Description :

Job Title : GPU Administrator

Job Summary :

We are looking for an experienced GPU Administrator to manage and optimize our GPU-based compute infrastructure used for AI/ML, data processing, and high-performance workloads.

The ideal candidate will have strong expertise in Linux, GPU hardware/software, container technologies, and performance tuning.

Key Responsibilities :

GPU & Compute Infrastructure :

- Install, configure, and maintain GPU servers, clusters, and workstations (NVIDIA/AMD).

- Manage GPU drivers, CUDA/cuDNN versions, firmware, and toolkit upgrades.

- Monitor GPU utilization, thermals, memory usage, and hardware health.

Linux System Administration :

- Manage Linux environments (Ubuntu, RHEL, CentOS).
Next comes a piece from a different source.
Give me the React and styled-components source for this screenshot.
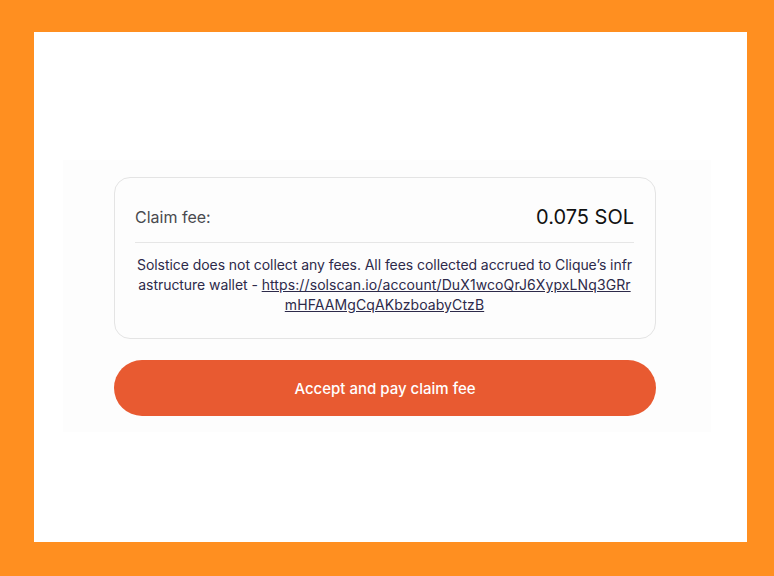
import React from "react";
import styled, { createGlobalStyle } from "styled-components";

const Global = createGlobalStyle`
  html, body { margin: 0; padding: 0; background: #FF8F20; }
  body { font-family: Inter, "Noto Sans", sans-serif; }
  * { box-sizing: border-box; }
`;

const Frame = styled.div`
  width: 774px;
  height: 576px;
  padding: 32px 27px 34px 34px;
  background: #FF8F20;
`;

const Sheet = styled.div`
  width: 100%;
  height: 100%;
  background: #ffffff;
  padding: 128px 36px 0 29px;
`;

const Panel = styled.div`
  background: #fdfdfd;
  padding: 17px 55px 16px 51px;
  display: flex;
  flex-direction: column;
  gap: 21px;
`;

const Card = styled.div`
  border: 1px solid #e4e4e4;
  border-radius: 16px;
  background: #fdfdfd;
  padding: 24px 21px 23px 20px;
`;

const Row = styled.div`
  display: flex;
  justify-content: space-between;
  align-items: center;
  height: 30px;
  margin-bottom: 10px;
`;

const Label = styled.span`
  font-size: 16px;
  color: #4a4a4f;
`;

const Value = styled.span`
  font-size: 20px;
  color: #111;
`;

const Divider = styled.div`
  height: 1px;
  background: #e6e6e6;
  margin-bottom: 12px;
`;

const Note = styled.p`
  margin: 0;
  font-size: 14px;
  letter-spacing: -0.06px;
  line-height: 20px;
  color: #2d2a4a;
  text-align: center;
  word-break: break-all;
`;

const Link = styled.a`
  color: #2d2a4a;
  letter-spacing: 0.1px;
  text-decoration: underline;
`;

const Button = styled.button`
  height: 56px;
  border: none;
  border-radius: 28px;
  background: #E85A31;
  color: #fff;
  font-family: Inter, "Noto Sans", sans-serif;
  font-size: 15px;
  font-weight: 500;
  cursor: pointer;
`;

export default function App() {
  const url = "https://solscan.io/account/DuX1wcoQrJ6XypxLNq3GRrmHFAAMgCqAKbzboabyCtzB";
  return (
    <>
      <Global />
      <Frame>
        <Sheet>
          <Panel>
            <Card>
              <Row>
                <Label>Claim fee:</Label>
                <Value>0.075 SOL</Value>
              </Row>
              <Divider />
              <Note>
                Solstice does not collect any fees. All fees collected accrued to Clique’s infrastructure wallet -{" "}
                <Link href={url}>{url}</Link>
              </Note>
            </Card>
            <Button>Accept and pay claim fee</Button>
          </Panel>
        </Sheet>
      </Frame>
    </>
  );
}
- Perform OS patching, security hardening, and system performance optimization.

- Handle storage, networking, and user management for GPU workloads.

Containers & Orchestration :

- Configure GPU-enabled Docker/Kubernetes environments.

- Manage NVIDIA GPU Operator, device plugins, and container runtime settings.

- Optimize workload scheduling and resource allocation in multi-tenant environments.

AI/ML & HPC Support :

- Support data scientists/ML engineers with environment setup and troubleshooting.

- Manage libraries/frameworks : PyTorch, TensorFlow, RAPIDS, JAX, etc.

- Work with distributed training tools (NCCL, Horovod, DeepSpeed) and HPC schedulers (SLURM/Ray).

Monitoring & Troubleshooting :

- Implement monitoring tools : DCGM, Prometheus, Grafana.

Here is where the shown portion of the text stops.